Configuration

Enabling JupyterLab

JupyterLab is the next-generation of Jupyter notebooks and provides a more flexible and powerful user-interface. To enable JupyterLab, go to Configuration while installing, and check the jupyterLab checkbox.

Usage

The Jupyter package provides a pre-configured development environment based around Jupyter notebooks. Using this notebook, you are able to develop using Python, Scala and R.

Below are some tutorials describing how to use Jupyter notebooks for various different things:

Installing custom packages

In some cases the pre-installed libraries are not enough. Jupyter notebooks allow you to run arbitrary shell commands directly from inside the notebook. In order to run a command, in this case pip install plotly, prefix the command with an exclamation mark, like so: !pip install plotly. Installing plotly

You should then be able to use the library as you normally would. Using plotly

Note: in most cases the method outlined above will work, but if it doesn’t see the following link for more details: https://jakevdp.github.io/blog/2017/12/05/installing-python-packages-from-jupyter/

Connecting a Jupyter notebook to Apache Spark

Prerequisites

  1. Knowledge of how to install a package Link to package install tutorial is useful, but not needed.

Creating the Spark cluster

First, we need to create an Apache Spark cluster. We will do this by installing the spark package, but you can also connect to any publicly accessible Spark cluster.

Fill in the Name and URL as desired. If you need more than one worker, or more resources are required for the workers and master, go to the Configuration section, and change these to your desired values. [Image of spark install form with values filled in]

When the application is running, copy the Spark master URL in the Application notes section. This will later be used to specify which cluster the notebook will attempt to connect to. [Image of the Spark application with emphasis on the master URL]

Creating the notebook

It is now time to install Jupyter. Navigate back to the package library, and go to the Jupyter installation page. Fill in the Name and URL once again.

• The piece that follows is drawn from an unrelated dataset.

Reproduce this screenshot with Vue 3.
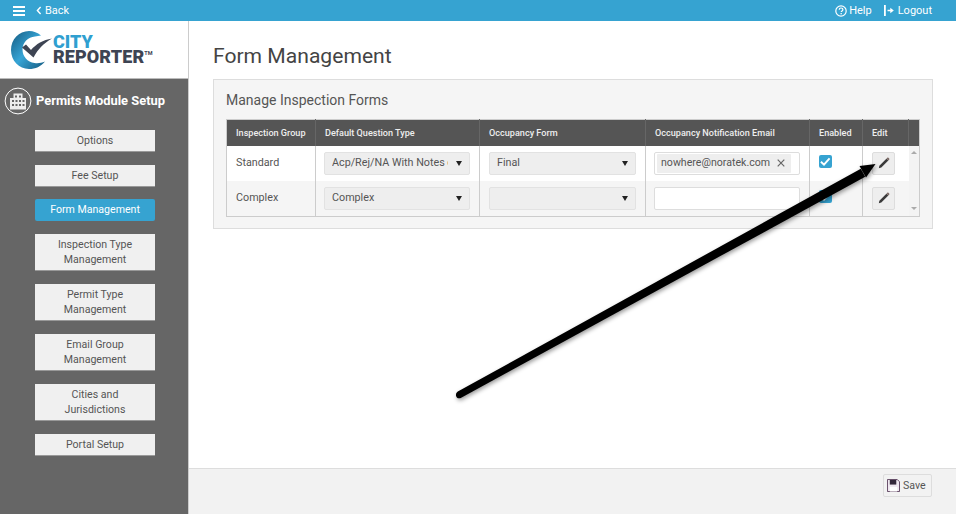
<script setup>
const menu = [
  { label: 'Options', cls: 'one' },
  { label: 'Fee Setup', cls: 'one' },
  { label: 'Form Management', cls: 'one active' },
  { label: 'Inspection Type Management', cls: 'two' },
  { label: 'Permit Type Management', cls: 'two' },
  { label: 'Email Group Management', cls: 'two' },
  { label: 'Cities and Jurisdictions', cls: 'two' },
  { label: 'Portal Setup', cls: 'one' }
]
</script>

<template>
  <div class="page">
    <header class="topbar">
      <div class="top-left">
        <svg class="burger" width="12" height="10" viewBox="0 0 12 10"><path d="M0 0h12v2H0zM0 4h12v2H0zM0 8h12v2H0z" fill="#fff"/></svg>
        <span class="back"><svg width="6" height="9" viewBox="0 0 6 9"><path d="M4.600 1 1.400 4.500l3.200 3.500" fill="none" stroke="#fff" stroke-width="1.400"/></svg>Back</span>
      </div>
      <div class="top-right">
        <span class="top-link help"><svg width="12" height="12" viewBox="0 0 12 12"><circle cx="6" cy="6" r="5.200" fill="none" stroke="#fff" stroke-width="1.200"/><path d="M4.200 4.700C4.300 3.600 5 3 6 3s1.900.6 1.900 1.600c0 1.300-1.700 1.300-1.700 2.500" fill="none" stroke="#fff" stroke-width="1.200"/><rect x="5.500" y="8" width="1.300" height="1.300" fill="#fff"/></svg>Help</span>
        <span class="top-link logout"><svg width="10" height="11" viewBox="0 0 10 11"><path d="M0 0h1.800v11H0zM3.500 4.700h2.800V2.800L9.800 5.500 6.300 8.200V6.300H3.500z" fill="#fff"/></svg>Logout</span>
      </div>
    </header>
    <div class="body">
      <aside class="side">
        <div class="logo">
          <svg class="mark" width="42" height="38" viewBox="0 0 42 38">
            <defs>
              <linearGradient id="swirl" x1="0" y1="0" x2="1" y2="1">
                <stop offset="0" stop-color="#14597f"/>
                <stop offset=".5" stop-color="#37a5d6"/>
                <stop offset="1" stop-color="#14597f"/>
              </linearGradient>
            </defs>
            <path d="M30 4.500C26.500 1.500 22.500 0 18 0 8 0 0 8.500 0 19s8 19 18 19c6.500 0 12-2.500 16-7.500-3.500 1.500-7 2-10.500 1.500-7-1-12-6.500-12-13.500S17 6 24 5.500c2-.2 4-.6 6-1z" fill="url(#swirl)"/>
            <path d="M11 16.500l4-3 5 5.500C25 13 32 9 41 7.500 33 12 27 18 22.500 26.500z" fill="#3d4453"/>
          </svg>
          <div class="logo-text">
            <span class="city">CITY</span>
            <span class="reporter">REPORTER<sup>TM</sup></span>
          </div>
        </div>
        <div class="side-head">
          <svg width="28" height="28" viewBox="0 0 28 28">
            <circle cx="14" cy="14" r="12.900" fill="none" stroke="#fff" stroke-width="1"/>
            <path d="M9.500 6.500h9v4.500h3.500v11.500H6V11h3.500z" fill="#eee"/>
            <g fill="#666"><rect x="11" y="8.500" width="2" height="2"/><rect x="15" y="8.500" width="2" height="2"/><rect x="8" y="13" width="2" height="2"/><rect x="11.500" y="13" width="2" height="2"/><rect x="15" y="13" width="2" height="2"/><rect x="18.500" y="13" width="2" height="2"/><rect x="8" y="17" width="2" height="2"/><rect x="11.500" y="17" width="2" height="2"/><rect x="15" y="17" width="2" height="2"/><rect x="18.500" y="17" width="2" height="2"/></g>
          </svg>
          <span class="side-title">Permits Module Setup</span>
        </div>
        <nav class="menu">
          <a v-for="m in menu" :key="m.label" class="item" :class="m.cls">{{ m.label }}</a>
        </nav>
      </aside>
      <main class="main">
        <div class="content">
          <h1>Form Management</h1>
          <section class="panel">
            <h2>Manage Inspection Forms</h2>
            <table>
              <colgroup>
                <col style="width:89px"><col style="width:164px"><col style="width:166px"><col style="width:164px"><col style="width:53px"><col style="width:46px"><col>
              </colgroup>
              <thead>
                <tr><th>Inspection Group</th><th>Default Question Type</th><th>Occupancy Form</th><th>Occupancy Notification Email</th><th>Enabled</th><th>Edit</th><th></th></tr>
              </thead>
              <tbody>
                <tr class="white">
                  <td class="name">Standard</td>
                  <td class="tight"><div class="select"><span class="clip">Acp/Rej/NA With Notes c</span><i class="caret"></i></div></td>
                  <td><div class="select"><span>Final</span><i class="caret"></i></div></td>
                  <td class="tight"><div class="input"><span class="tag">nowhere@noratek.com<svg width="8" height="8" viewBox="0 0 8 8"><path d="M.7.7l6.600 6.600M7.300.7.700 7.300" stroke="#666" stroke-width="1.200"/></svg></span></div></td>
                  <td><span class="check"><svg width="13" height="13" viewBox="0 0 13 13"><path d="M2 6.700 5.200 9.800 11 3.200" fill="none" stroke="#fff" stroke-width="2"/></svg></span></td>
                  <td><button class="edit"><svg width="12" height="12" viewBox="0 0 12 12"><path d="M.8 11.200 1.400 8.700 8.400 1.700l1.900 1.900-7 7z" fill="#3a3a3a"/><path d="M8.400 1.700 9.300.8c.3-.3.800-.3 1.100 0l.8.800c.3.300.3.800 0 1.100l-.9.900z" fill="#7d6a66"/></svg></button></td>
                  <td rowspan="2" class="scroll"><div class="scroll-in"><i class="up"></i><i class="down"></i></div></td>
                </tr>
                <tr>
                  <td class="name">Complex</td>
                  <td class="tight"><div class="select"><span>Complex</span><i class="caret"></i></div></td>
                  <td><div class="select"><span></span><i class="caret"></i></div></td>
                  <td class="tight"><div class="input"></div></td>
                  <td><span class="check"><svg width="13" height="13" viewBox="0 0 13 13"><path d="M2 6.700 5.200 9.800 11 3.200" fill="none" stroke="#fff" stroke-width="2"/></svg></span></td>
                  <td><button class="edit"><svg width="12" height="12" viewBox="0 0 12 12"><path d="M.8 11.200 1.400 8.700 8.400 1.700l1.900 1.900-7 7z" fill="#3a3a3a"/><path d="M8.400 1.700 9.300.8c.3-.3.800-.3 1.100 0l.8.800c.3.300.3.800 0 1.100l-.9.900z" fill="#7d6a66"/></svg></button></td>
                </tr>
              </tbody>
            </table>
          </section>
        </div>
        <footer class="foot">
          <button class="save">
            <svg width="13" height="13" viewBox="0 0 14 14"><path d="M.5.500h10.500l2.500 2.500v10.500H.5z" fill="#efe8f0" stroke="#5a3f5c"/><rect x="3" y="1" width="7" height="5" fill="#33283a"/><rect x="3" y="8.500" width="8" height="5" fill="#fff"/></svg>
            Save
          </button>
        </footer>
      </main>
    </div>
    <svg class="arrow" width="956" height="514" viewBox="0 0 956 514">
      <g class="arrow-shape">
        <path d="M457.800 391.600 860.800 168.800 865.200 176.800 461.200 397.800C458.500 399 456.600 398 456.100 396 455.700 394.200 456.300 392.500 457.800 391.600z" fill="#000"/>
        <path d="M875.500 164 859.500 166 866 177.500z" fill="#000"/>
      </g>
    </svg>
  </div>
</template>

<style>
html, body { margin: 0; }
</style>

<style scoped>
.page { position: relative; width: 956px; height: 514px; overflow: hidden; font-family: Roboto, "Liberation Sans", sans-serif; color: #555; background: #fff; display: flex; flex-direction: column; }
.topbar { height: 21px; background: #36a3d1; display: flex; justify-content: space-between; align-items: center; color: #fff; font-size: 11px; flex: none; }
.top-left { display: flex; align-items: center; padding-left: 13px; }
.burger { margin-right: 11px; }
.back { display: flex; align-items: center; gap: 3px; }
.top-right { display: flex; gap: 12px; padding-right: 24px; }
.top-link { display: flex; align-items: center; }
.help { gap: 2px; }
.logout { gap: 4px; }
.body { flex: 1; display: flex; min-height: 0; }
.side { width: 188px; flex: none; border-right: 1px solid #ccc; display: flex; flex-direction: column; background: #666; }
.logo { background: #fff; border-bottom: 1px solid #bbb; box-sizing: border-box; height: 58px; display: flex; align-items: center; padding: 0 0 0 11px; }
.logo-text { display: flex; flex-direction: column; margin-top: -2px; }
.city { color: #2f9fd0; font-size: 18px; font-weight: 900; height: 15px; line-height: 15px; }
.reporter { color: #3d4453; font-size: 18px; font-weight: 900; letter-spacing: .1px; line-height: 15px; height: 15px; white-space: nowrap; }
.reporter sup { font-size: 5.500px; font-weight: 700; vertical-align: 8px; line-height: 0; letter-spacing: 0; }
.side-head { display: flex; align-items: center; gap: 4px; padding: 8px 0 0 4px; color: #fff; font-size: 12.900px; font-weight: 700; height: 28px; }
.side-title { padding-bottom: 2px; }
.menu { display: flex; flex-direction: column; padding: 15px 0 0 35px; }
.item { box-sizing: border-box; width: 120px; background: #f0f0f0; border-bottom: 1px solid #999; text-align: center; font-size: 10.600px; color: #555; line-height: 15px; margin-bottom: 12.500px; padding: 3px 5px; display: block; }
.one { height: 22px; }
.two { height: 37px; padding: 3px 10px; margin-bottom: 13px; }
.active { background: #36a3d1; color: #fff; border-bottom: 0; border-radius: 2px; }
.main { flex: 1; display: flex; flex-direction: column; min-width: 0; }
.content { flex: 1; padding: 0 23px 0 24px; }
h1 { font-size: 21.100px; font-weight: 400; color: #444; margin: 0; padding-top: 21px; line-height: 28px; height: 58px; box-sizing: border-box; }
.panel { box-sizing: border-box; height: 150px; background: #f5f5f5; border: 1px solid #ddd; padding: 0 12px; }
h2 { font-size: 14px; font-weight: 400; color: #555; margin: 0; height: 39px; line-height: 41px; }
table { width: 694px; border-collapse: collapse; table-layout: fixed; border: 1px solid #ccc; font-size: 10.750px; }
th { background: #555; color: #eee; font-size: 9.100px; font-weight: 500; height: 26px; text-align: left; padding: 0 0 0 9px; border-left: 1px solid #666; box-sizing: border-box; }
th:first-child { border-left: 0; }
td { height: 35px; padding: 0 9px; border-left: 1px solid #ccc; box-sizing: border-box; background: #f5f5f5; color: #555; }
td:first-child { border-left: 0; }
td.tight { padding-left: 8px; }
.name { padding-bottom: 2px; }
tr.white td { background: #fff; }
tr.white td.scroll { background: #f3f3f3; padding: 0; }
.select { box-sizing: border-box; height: 23px; background: #eee; border: 1px solid #e2e2e2; border-radius: 2px; display: flex; align-items: center; justify-content: space-between; padding: 0 7px 2px 7px; font-size: 10.750px; }
.clip { white-space: nowrap; overflow: hidden; width: 116px; }
.caret { width: 0; height: 0; margin-top: 2px; border-left: 3.500px solid transparent; border-right: 3.500px solid transparent; border-top: 5px solid #222; }
.input { box-sizing: border-box; height: 23px; background: #fff; border: 1px solid #ddd; border-radius: 2px; padding: 1px 2px; }
.tag { display: inline-flex; align-items: center; box-sizing: border-box; height: 19px; width: 134px; background: #eee; border-radius: 1px; padding: 0 0 1px 4px; gap: 7px; font-size: 10.600px; }
.check { display: inline-flex; width: 12.500px; height: 12.500px; margin-bottom: 2px; background: #36a3d1; border-radius: 2px; overflow: hidden; }
.edit { box-sizing: border-box; width: 23px; height: 23px; background: #eee; border: 1px solid #ddd; border-radius: 2px; padding: 0; margin: 0; display: flex; align-items: center; justify-content: center; }
.scroll { vertical-align: top; padding: 0; border-left: 0; }
.scroll-in { height: 70px; position: relative; }
.up, .down { position: absolute; left: 2px; width: 0; height: 0; border-left: 3px solid transparent; border-right: 3px solid transparent; }
.up { top: 5px; border-bottom: 3px solid #aaa; }
.down { bottom: 6px; border-top: 3px solid #aaa; }
.foot { box-sizing: border-box; height: 46px; background: #f2f2f2; border-top: 1px solid #ddd; display: flex; justify-content: flex-end; padding: 5px 24px 0 0; flex: none; }
.save { box-sizing: border-box; height: 23px; width: 49px; background: #f2f2f2; border: 1px solid #ddd; border-radius: 2px; font: 10.600px Roboto, sans-serif; color: #555; display: flex; align-items: center; gap: 3px; padding: 0 0 0 3px; }
.arrow { position: absolute; left: 0; top: 0; pointer-events: none; }
.arrow-shape { filter: drop-shadow(1px 2px 2px rgba(0,0,0,.4)); }
</style>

Connecting to Apache Spark

Now go to the Configuration section and paste in the Spark master URL you obtained in one of the previous steps. The package is now ready to be installed, so go ahead and press Install.

Jupyter application overview

Click on the link in the URL column in order to access the Jupyter notebook. In order to test the connection to Spark, you first need to create a notebook. Then, you can use the following code sample in order to use Spark:

import pyspark
import random

def inside(p):
	x, y = random.random(), random.random()
	return x*x + y*y < 1

sc = pyspark.SparkContext(appName="Pi")
num_samples = 1000000

count = sc.parallelize(range(0, num_samples)).filter(inside).count()
pi = 4 * count / num_samples
print(pi)

sc.stop()

While running the application, you can visit the Spark cluster dashboard by first navigating to the application overview for the previously created Spark application, and the visiting the URL in the application overview. [Image of the Spark dashboard overview] Here you will be able to see all applications registered with your Spark Cluster, and you are able to access the Spark logs. (This should probably be a tutorial on its own)

How to add new packages

In case you are missing some packages from the default application image, you can add those packages yourself by creating a custom docker image. See this tutorial for generic instructions on how to add packages.

After having read the tutorial above, you can use the dockerfile below as a starting point when creating the dockerfile that adds new packages.

# See the value of dockerImage in
#
#   https://github.com/UninettSigma2/helm-charts/blob/master/repos/stable/jupyter/values.yaml
#
# to determine the latest base image

FROM quay.io/nird-toolkit/jupyter-spark:<insert latest tag here>

# Install system packages
USER root
RUN apt update && apt install -y vim

# Install other packages
USER notebook
RUN pip install scikit-learn